In a good way? I just went for the simplest for now. If the plugins gain popularity then I can look into adding better protocols.
I hit me in a good way. The concept of doing something as simply as possible, or in the most straightforward way that is obvious, just resonates in my head. In this case the JSON seem critical. You probably couldn’t exchange plain text, it’d get too unformatted and too mixed up, you need a data structure format. And nowadays what’s the most obvious one? It reminds me of another article that went to the top of lobsters recently about the tigerbeetle database written in zig. The author was saying how their decision to just use the raw bytes in their data structure in memory as the “universal” interchange format sounded similar. He said they use it in memory for the zig code (my impression is that’s where it comes from), but then also to write to disk, and also to send over network connections. There’s probably a little leakage where things from one concern show up, when they aren’t always needed everywhere, I don’t know. But the simplicity of “we have one byte layout for this data, and we use it everywhere” feels similar to this “we have two processes that need to share structured data”.

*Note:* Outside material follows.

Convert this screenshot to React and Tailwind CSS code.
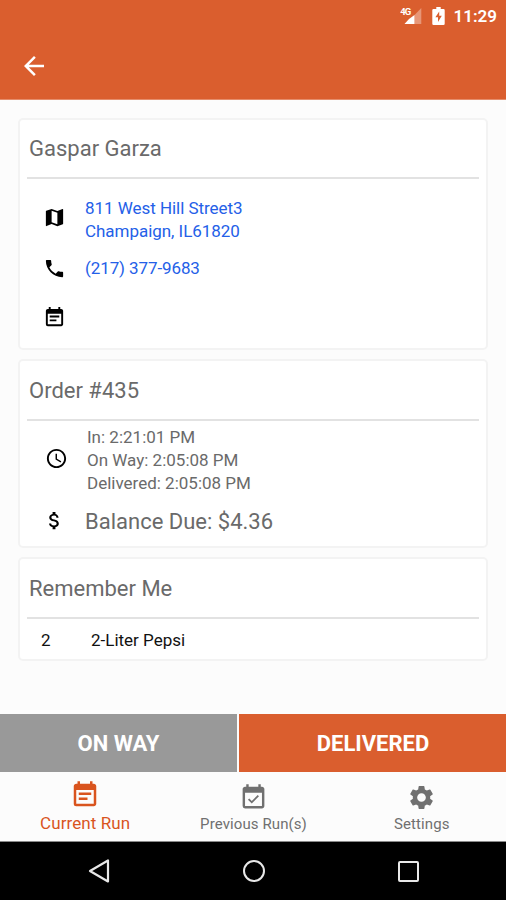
import {
  MdAccessTime,
  MdArrowBack,
  MdAttachMoney,
  MdEventAvailable,
  MdEventNote,
  MdMap,
  MdPhone,
  MdSettings,
} from "react-icons/md";

const tabs = [
  { label: "Current Run", icon: MdEventNote, active: true },
  { label: "Previous Run(s)", icon: MdEventAvailable },
  { label: "Settings", icon: MdSettings },
];

function StatusBar() {
  return (
    <div className="flex h-8 items-center justify-end pr-[9px] text-white">
      <svg viewBox="0 0 22 18" className="mr-[10px] h-[18px] w-[22px]">
        <path d="M21.3 1 L21.3 17 L14.5 17 L14.5 8 Z" fill="#fff" fillOpacity="0.35" />
        <path d="M14.5 8 L14.5 17 L4.5 17 L9 12 Z" fill="#fff" />
        <text x="0.3" y="8" fontSize="9.5" fontWeight="700" fontFamily="Roboto" fill="#fff" textLength="11">
          4G
        </text>
      </svg>
      <svg viewBox="0 0 13 18" className="mr-[9px] h-[18px] w-[13px]">
        <path d="M1.5 2h2.8V0h4.4v2h2.8q1.2 0 1.2 1.2v13.6q0 1.2-1.2 1.2h-10q-1.2 0-1.2-1.2V3.2q0-1.2 1.2-1.2z" fill="#fff" />
        <path d="M7.2 4.4 L3.4 10.2 H6 V15 L9.8 8.8 H7.2 Z" fill="#da5e2e" />
      </svg>
      <span className="text-[17px] font-semibold leading-none">11:29</span>
    </div>
  );
}

function Card({ title, className, titleClassName = "h-[60px] pt-px", children }) {
  return (
    <section className={`rounded-[5px] border-2 border-[#f3f3f3] bg-white px-[7px] ${className}`}>
      <h2 className={`flex items-center border-b-2 border-[#e2e2e2] pl-[2px] text-[22px] text-[#6a6a6a] ${titleClassName}`}>
        {title}
      </h2>
      {children}
    </section>
  );
}

function Row({ icon: Icon, className, iconClassName = "", children }) {
  return (
    <div className={`flex items-center ${className}`}>
      <Icon className={`ml-4 mr-[19px] size-[23px] shrink-0 text-black ${iconClassName}`} />
      {children}
    </div>
  );
}

function AndroidNav() {
  return (
    <div className="grid h-[58px] grid-cols-[197px_113px_196px] items-center justify-items-center bg-black">
      <svg viewBox="0 0 24 26" className="h-[26px] w-6" fill="none" stroke="#e8e8e8" strokeWidth="2.2">
        <path d="M21 2.5 V23.5 L3 13 Z" strokeLinejoin="round" />
      </svg>
      <div className="size-[22px] rounded-full border-2 border-[#e8e8e8]" />
      <div className="size-[21px] rounded-[2px] border-2 border-[#e8e8e8]" />
    </div>
  );
}

export default function App() {
  return (
    <div className="flex h-[900px] w-[506px] flex-col overflow-hidden bg-[#fcfcfc] font-['Roboto',sans-serif]">
      <header className="h-[100px] shrink-0 border-b border-[#e58d6b] bg-[#da5e2e]">
        <StatusBar />
        <button className="ml-[19px] mt-[19px] block text-white" aria-label="Back">
          <MdArrowBack className="size-[30px]" />
        </button>
      </header>

      <main className="flex flex-1 flex-col px-[18px] pt-[18px]">
        <Card title="Gaspar Garza" className="h-[232px]" titleClassName="h-[59px]">
          <div className="pt-[18px] text-[17px] tracking-[-0.04px] text-[#2460e8]">
            <Row icon={MdMap} className="h-[46px] leading-[23px]" iconClassName="mb-[5px]">
              <p>
                811 West Hill Street3
                <br />
                Champaign, IL61820
              </p>
            </Row>
            <Row icon={MdPhone} className="mt-[14px] h-[23px]">
              <span className="tracking-[-0.1px]">(217) 377-9683</span>
            </Row>
            <Row icon={MdEventNote} className="mt-[26px] h-[23px]" />
          </div>
        </Card>

        <Card title="Order #435" className="mt-[9px] h-[189px]">
          <div className="pt-[5px] text-[#6a6a6a]">
            <div className="flex items-center text-[17px] leading-[23px]">
              <MdAccessTime className="mb-[5px] ml-[18px] mr-[19px] size-[23px] shrink-0 text-black" />
              <div>
                <p>In: 2:21:01 PM</p>
                <p>On Way: 2:05:08 PM</p>
                <p>Delivered: 2:05:08 PM</p>
              </div>
            </div>
            <Row icon={MdAttachMoney} className="mt-[13px] h-[27px] text-[22px]" iconClassName="mb-[3px]">
              <span>Balance Due: $4.36</span>
            </Row>
          </div>
        </Card>

        <Card title="Remember Me" className="mt-[9px] h-[104px]">
          <div className="flex h-[43px] items-center pl-[14px] text-[17px] text-[#111]">
            <span className="w-[50px]">2</span>
            <span>2-Liter Pepsi</span>
          </div>
        </Card>
      </main>

      <div className="flex h-[58px] shrink-0 gap-[2px] text-[22px] font-bold text-white">
        <button className="w-[237px] bg-[#999]">ON WAY</button>
        <button className="flex-1 bg-[#da5e2e] pl-px">DELIVERED</button>
      </div>

      <nav className="grid h-[70px] shrink-0 grid-cols-3 border-b border-[#8a8a8a] pl-px">
        {tabs.map(({ label, icon: Icon, active }) => (
          <button
            key={label}
            className={`flex flex-col items-center ${
              active ? "pt-2 text-[17px] text-[#d9541e]" : "pt-[11px] text-[15px] text-[#707070]"
            }`}
          >
            <Icon className={active ? "size-[30px]" : "size-[29px]"} />
            <span className={active ? "mt-px leading-6 tracking-[0.1px]" : "mt-[2px] leading-5 tracking-[0.1px]"}>
              {label}
            </span>
          </button>
        ))}
      </nav>

      <AndroidNav />
    </div>
  );
}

Oh, yes that was exactly my thinking! Just go for the most obvious and straightforward approach to begin with. I didn’t see that Zig article, and I must admit I’d never heard of that idea, just passing around bytes exactly as they are in memory. That’s even more straightforward than JSON over STDIN/OUT!
I wonder if it would be possible to alter layer 0 as well to put additional information. It may not work in any applications, but for CLI-based apps, I think it would be OK. This would allow to solve IP addresses and the like for example. Alternatively, we could have a hotkey that would layer up the information.
Oh yes absolutely! This is very much part of Tattoy’s design goals. I personally haven’t implemented anything like that yet just because I’ve to get the framework solid first.